Sorry, I noticed that after the mail went out. I agree to (a) and will
do that.

> I noticed an additional defect:
>
> BEGIN;
> CREATE TABLE t (c) AS SELECT 1;
> CHECKPOINT; -- write and fsync the table's one page
> TRUNCATE t; -- no WAL
> COMMIT; -- no FPI, just the commit record
>
> If we crash after the COMMIT and before the next fsync or OS-elected sync of
> the table's file, the table will stay on disk with its pre-TRUNCATE content.

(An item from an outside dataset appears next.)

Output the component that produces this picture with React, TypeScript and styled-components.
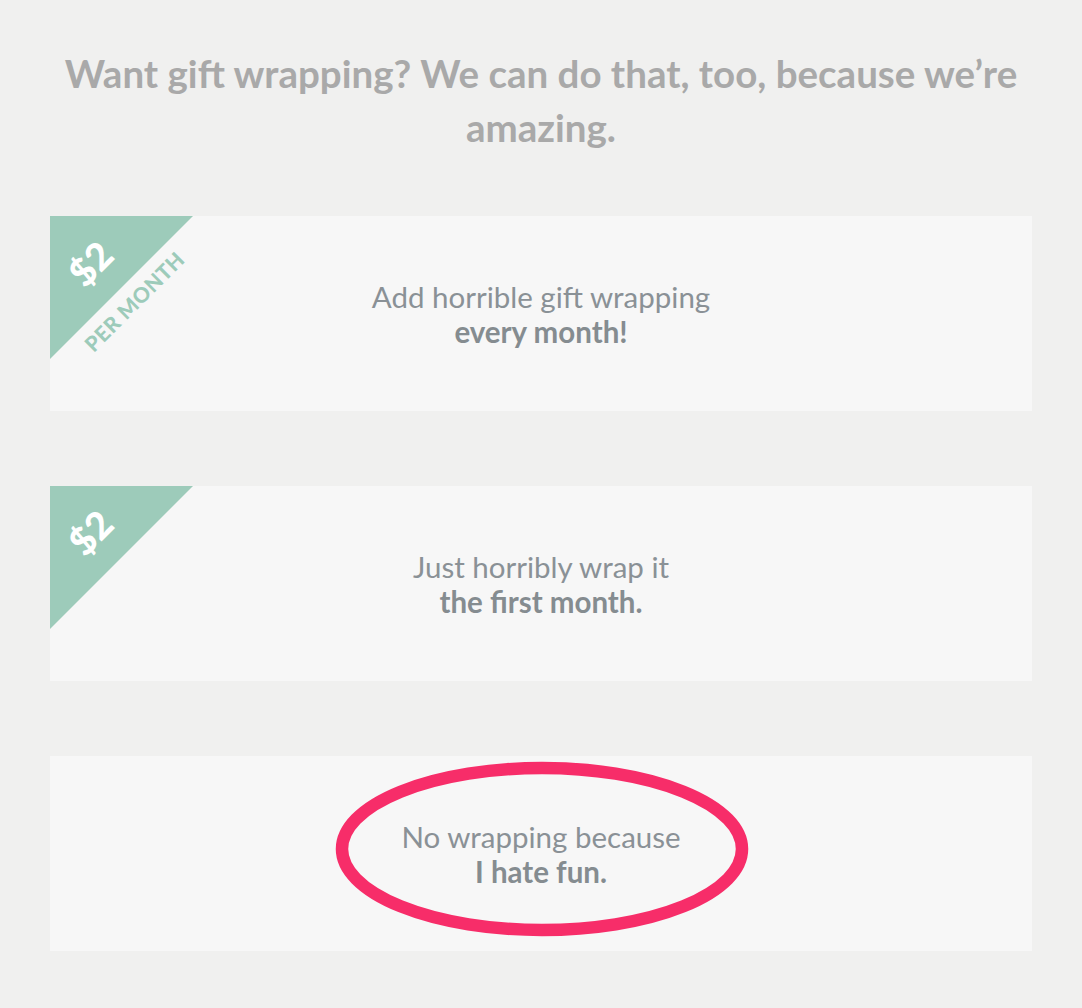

The TRUNCATE replaces relfilenode in the catalog and the pre-TRUNCATE
content wouldn't be seen after COMMIT. Since the file has no pages,
it's right that no FPI emitted. What we should make sure the empty
file's metadata is synced out. But I think that kind of failure
shoudn't happen on modern file systems. If we don't rely on such
behavior, we can make sure thhat by turning the zero-pages case from
WAL into file sync. I'll do that in the next version.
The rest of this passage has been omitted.